To prove this, we consider the conditional expectation $E(M_n | \mathcal{F}_{n-1})$. By the properties of conditional expectation, we have:
\begin{align*} E(M_n | \mathcal{F}_{n-1}) &= E\left(\prod_{j=1}^{n} X_j \bigg| \mathcal{F}_{n-1}\right) \\ &= E\left(\prod_{j=1}^{n} X_j \bigg| X_1, X_2, \ldots, X_{n-1}\right) \quad \text{(independence of } X_1, X_2, \ldots, X_n) \\ &= E\left(E\left(\prod_{j=1}^{n} X_j \bigg| X_1, X_2, \ldots, X_{n-1}\right)\right) \quad \text{(tower property)} \\ &= E\left(X_n \cdot \prod_{j=1}^{n-1} X_j \bigg| X_1, X_2, \ldots, X_{n-1}\right) \\ &= E(X_n) \cdot E\left(\prod_{j=1}^{n-1} X_j \bigg| X_1, X_2, \ldots, X_{n-1}\right) \\ &= E(X_n) \cdot \prod_{j=1}^{n-1} E(X_j) \quad \text{(independence of } X_j \text{ for } j > n-1) \end{align*}
Now, if $E(X_n) \geq 1$ for all $n$, we can bound the conditional expectation as follows:
\begin{align*} E(M_n | \mathcal{F}_{n-1}) &\leq E(X_n) \cdot \prod_{j=1}^{n-1} E(X_j) \\ &\leq E(X_n) \cdot \prod_{j=1}^{n-1} 1 = E(X_n) \cdot (n-1) \end{align*}
Since $E(X_n) \geq 1$, it follows that $E(X_n) \cdot (n-1) \geq 1 \cdot (n-1) = n-1$. Therefore, we have:
\begin{align*} E(M_n | \mathcal{F}_{n-1}) &\leq n-1 \end{align*}
This inequality holds for all $n$, which satisfies the submartingale property.
To show that $M_n$ is a supermartingale when $E(X_n) \leq 1$ holds for all $n$, we can reverse the inequality. Starting from:
\begin{align*} E(M_n | \mathcal{F}_{n-1}) = E(X_n) \cdot \prod_{j=1}^{n-1} E(X_j) \end{align*}
Since $E(X_n) \leq 1$, we have:
\begin{align*} E(M_n | \mathcal{F}_{n-1}) \geq E(X_n) \cdot \prod_{j=1}^{n-1} E(X_j) \end{align*}
Again, using the assumption $E(X_j) \leq 1$ for all $j$, we have:
\begin{align*} E(M_n | \mathcal{F}_{n-1}) \geq E(X_n) \cdot \prod_{j=1}^{n-1} 1 = E(X_n) \cdot (n-1) = n-1 \end{align*}
Therefore, we have:
\begin{align*} E(M_n | \mathcal{F}_{n-1}) \geq n-1 \end{align*}
This inequality holds for all $n$, satisfying the supermartingale property.
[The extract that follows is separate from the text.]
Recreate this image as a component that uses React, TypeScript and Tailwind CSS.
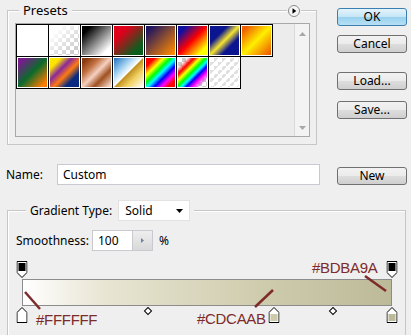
import React from "react";

const checker =
  "bg-[repeating-conic-gradient(#cccccc_0_25%,#ffffff_0_50%)] bg-[length:8px_8px]";

const presetsTop = [
  { bg: "bg-white", clear: false },
  { bg: "bg-[linear-gradient(135deg,#ffffff_15%,rgba(255,255,255,0)_85%)]", clear: true },
  { bg: "bg-[linear-gradient(135deg,#000000_15%,#ffffff_85%)]", clear: false },
  { bg: "bg-[linear-gradient(135deg,#e0001b_25%,#0b5d1e_80%)]", clear: false },
  { bg: "bg-[linear-gradient(135deg,#1e1460_10%,#ff8a00_95%)]", clear: false },
  { bg: "bg-[linear-gradient(135deg,#1010a0_15%,#ff0000_50%,#ffff00_85%)]", clear: false },
  { bg: "bg-[linear-gradient(135deg,#0c1590_30%,#f5e430_50%,#0c1590_70%)]", clear: false },
  { bg: "bg-[linear-gradient(135deg,#f06000_10%,#ffee00_50%,#f06000_95%)]", clear: false },
];

const presetsBottom = [
  { bg: "bg-[linear-gradient(135deg,#7a1a8f_10%,#0b6b2b_50%,#ff7a00_90%)]", clear: false },
  { bg: "bg-[linear-gradient(135deg,#ffe600_18%,#8a2a9a_38%,#ff7a10_56%,#0a2a80_76%)]", clear: false },
  { bg: "bg-[linear-gradient(135deg,#8a3a10_10%,#c07040_30%,#f5d0c0_50%,#a05020_70%,#f0d0c0_95%)]", clear: false },
  { bg: "bg-[linear-gradient(135deg,#1f6fc0_0%,#a0d0f0_30%,#ffffff_49%,#c09020_51%,#f0d060_70%,#ffffff_100%)]", clear: false },
  { bg: "bg-[linear-gradient(135deg,#ff0000_15%,#ffff00_30%,#00ff00_42%,#00ffff_52%,#0000ff_64%,#ff00ff_76%,#ff0000_88%)]", clear: false },
  { bg: "bg-[linear-gradient(135deg,transparent_15%,#ff0000_28%,#ffff00_38%,#00ff00_48%,#00ffff_56%,#0000ff_64%,#ff00ff_74%,transparent_88%)]", clear: true },
  { bg: "bg-[repeating-linear-gradient(135deg,rgba(255,255,255,0.95)_0_3px,rgba(255,255,255,0.4)_3px_6px)]", clear: true },
];

const Swatch = ({ bg, clear }: { bg: string; clear: boolean }) => (
  <div className="w-[33px] h-[33px] -mr-px border border-black bg-white p-px">
    <div className={`w-full h-full ${clear ? checker : ""}`}>
      <div className={`w-full h-full ${bg}`} />
    </div>
  </div>
);

const Btn = ({ label, primary, className }: { label: string; primary?: boolean; className?: string }) => (
  <div
    className={`w-[70px] h-[18px] rounded-[3px] border flex items-center justify-center leading-none ${
      primary
        ? "border-[#3c7fb1] bg-[linear-gradient(#e5f4fc_0%,#c4e5f6_50%,#98d1ef_51%,#b6e0f4_100%)]"
        : "border-[#707070] bg-[linear-gradient(#f2f2f2_0%,#ebebeb_50%,#dddddd_51%,#cfcfcf_100%)]"
    } ${className || ""}`}
  >
    {label}
  </div>
);

const TopStop = () => (
  <svg width="11" height="17" viewBox="0 0 11 17">
    <path d="M0.5 0.5H10.5V11.5L5.5 16.5L0.5 11.5Z" fill="#fff" stroke="#000" />
    <rect x="2" y="2" width="7" height="8" fill="#000" />
  </svg>
);

const BottomStop = ({ color }: { color: string }) => (
  <svg width="11" height="16" viewBox="0 0 11 16">
    <path d="M5.5 0.5L10.5 5.5V15.5H0.5V5.5Z" fill="#fff" stroke="#000" />
    <rect x="2" y="7" width="7" height="7" fill={color} />
  </svg>
);

export default function App() {
  return (
    <div className="w-[411px] h-[335px] overflow-hidden bg-[#efefef] font-['Noto_Sans',sans-serif] text-[12px] text-black">
      {/* presets + buttons */}
      <div className="flex">
        <div className="mt-[10px] ml-[7px] w-[310px] h-[135px] border border-[#c6c6c6] shadow-[inset_1px_1px_0_#fff]">
          <div className="-mt-[8px] ml-[11px] mr-[15px] flex items-center justify-between">
            <span className="bg-[#efefef] px-[4px] leading-[15px] text-[13px]">Presets</span>
            <span className="bg-[#efefef] px-[1px] flex">
              <svg width="12" height="12" viewBox="0 0 12 12">
                <circle cx="6" cy="6" r="5.5" fill="#f6f6f6" stroke="#8a8a8a" />
                <path d="M4.5 3.2L8.3 6L4.5 8.8Z" fill="#000" />
              </svg>
            </span>
          </div>
          <div className="ml-[7px] mt-[5px] w-[295px] h-[114px] border border-[#a8a8a8] bg-[#ececec] flex">
            <div className="flex-1">
              <div className="flex">
                {presetsTop.map((p, i) => (
                  <Swatch key={i} {...p} />
                ))}
              </div>
              <div className="flex -mt-px">
                {presetsBottom.map((p, i) => (
                  <Swatch key={i} {...p} />
                ))}
              </div>
            </div>
            <div className="w-[15px] border-l border-[#dadada] bg-[#f3f3f3] flex flex-col items-center justify-between pt-[8px] pb-[6px]">
              <svg width="7" height="4" viewBox="0 0 7 4">
                <path d="M0 4L3.5 0L7 4Z" fill="#a8a8a8" />
              </svg>
              <svg width="7" height="4" viewBox="0 0 7 4">
                <path d="M0 0L3.5 4L7 0Z" fill="#a8a8a8" />
              </svg>
            </div>
          </div>
        </div>
        <div className="ml-[20px] flex flex-col">
          <Btn label="OK" primary className="mt-[8px]" />
          <Btn label="Cancel" className="mt-[9px]" />
          <Btn label="Load..." className="mt-[19px]" />
          <Btn label="Save..." className="mt-[11px]" />
        </div>
      </div>

      {/* name row */}
      <div className="mt-[19px] pl-[6px] h-[21px] flex items-center">
        <span className="w-[51px]">Name:</span>
        <div className="w-[263px] h-[21px] bg-white border border-[#c9cacf] pl-[5px] flex items-center">
          Custom
        </div>
        <Btn label="New" className="ml-[17px] mt-[2px]" />
      </div>

      {/* gradient group */}
      <div className="mt-[25px] ml-[7px] w-[399px] h-[140px] border border-[#c6c6c6] shadow-[inset_1px_1px_0_#fff]">
        <div className="-mt-[11px] ml-[18px] w-fit px-[4px] bg-[#efefef] flex items-center">
          <span>Gradient Type:</span>
          <div className="ml-[6px] w-[72px] h-[21px] bg-white border border-[#e2e2e2] pl-[6px] pr-[6px] flex items-center justify-between">
            <span>Solid</span>
            <svg width="7" height="4" viewBox="0 0 7 4">
              <path d="M0 0H7L3.5 4Z" fill="#000" />
            </svg>
          </div>
        </div>

        <div className="mt-[9px] ml-[8px] flex items-center">
          <span className="w-[76px]">Smoothness:</span>
          <div className="w-[61px] h-[21px] bg-white border border-[#c9cacf] flex">
            <span className="flex-1 pl-[5px] flex items-center">100</span>
            <div className="w-[20px] border-l border-[#c9cacf] bg-[linear-gradient(#eeeeee,#d9d9d9)] flex items-center justify-center">
              <svg width="3" height="5" viewBox="0 0 3 5">
                <path d="M0 0L3 2.5L0 5Z" fill="#6d82a0" />
              </svg>
            </div>
          </div>
          <span className="ml-[6px]">%</span>
        </div>

        {/* gradient editor */}
        <div className="relative mt-[10px] ml-[14px] w-[370px]">
          <div className="relative h-[17px]">
            <div className="absolute top-0 left-0 -translate-x-1/2 flex">
              <TopStop />
            </div>
            <div className="absolute top-0 left-full -translate-x-1/2 flex">
              <TopStop />
            </div>
          </div>
          <div className="mt-[1px] h-[27px] border border-[#8c8c8c] bg-[linear-gradient(to_right,#ffffff_0%,#e8e5d3_22%,#cdcaab_68%,#bdba9a_100%)]" />
          <div className="relative h-[18px]">
            <div className="absolute top-[1px] left-0 -translate-x-1/2 flex">
              <BottomStop color="#ffffff" />
            </div>
            <div className="absolute top-[2px] left-[34%] w-[6px] h-[6px] -translate-x-1/2 rotate-45 border border-black bg-white" />
            <div className="absolute top-[1px] left-[68%] -translate-x-1/2 flex">
              <BottomStop color="#cdcaab" />
            </div>
            <div className="absolute top-[2px] left-[84%] w-[6px] h-[6px] -translate-x-1/2 rotate-45 border border-black bg-white" />
            <div className="absolute top-[1px] left-full -translate-x-1/2 flex">
              <BottomStop color="#bdba9a" />
            </div>
          </div>

          {/* annotations */}
          <svg className="absolute top-0 left-0 overflow-visible" width="370" height="70" viewBox="0 0 370 70">
            <line x1="3" y1="31" x2="18" y2="48" stroke="#7d2b2b" strokeWidth="2.5" />
            <line x1="233" y1="46" x2="251" y2="29" stroke="#7d2b2b" strokeWidth="2.5" />
            <line x1="343" y1="15" x2="364" y2="30" stroke="#7d2b2b" strokeWidth="2.5" />
          </svg>
          <span className="absolute top-[51px] left-[14px] font-['Liberation_Sans',sans-serif] text-[15px] leading-[16px] tracking-[-0.3px] text-[#7d2b2b]">
            #FFFFFF
          </span>
          <span className="absolute top-[50px] left-[175px] font-['Liberation_Sans',sans-serif] text-[15px] leading-[16px] tracking-[-0.3px] text-[#7d2b2b]">
            #CDCAAB
          </span>
          <span className="absolute -top-[1px] left-[290px] font-['Liberation_Sans',sans-serif] text-[15px] leading-[16px] tracking-[-0.3px] text-[#7d2b2b]">
            #BDBA9A
          </span>
        </div>
      </div>
    </div>
  );
}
In conclusion, the sequence $M_n = \prod_{j=1}^{n} X_j$ is a submartingale when $E(X_n) \geq 1$ holds for all $n$, and it is a supermartingale when $E(X_n) \leq 1$ holds for all $n$.
To see that $(M_n)_{n\in\mathbb{N}}$ is a submartingale w.r.t. the filtration $\mathcal{F}_n$, when $E(X_n)\geq 1$, we need to show that $E(M_n|\mathcal{F}_{n-1})\geq M_{n-1}$. We have, using independence and measurability on the second equality:
\begin{align} E(M_n|\mathcal{F}_{n-1})=E(X_nM_{n-1}|\mathcal{F}_{n-1})=E(X_n)M_{n-1}\geq M_{n-1}, \end{align} where in the last inequality we used the hypothesis of the expectation.
The supermartingale case goes just as direct: if $E(X_n)\leq 1,\forall n$, then $E(M_n|\mathcal{F}_{n-1})=E(X_n)M_{n-1}\leq M_{n-1}$.
Recall that if $X$ is independent of $\mathcal{G}$, then $E(X|\mathcal{G})=EX$ and if $X$ is measurable w.r.t. $\mathcal{G}$, then $E(X|\mathcal{G})=X$.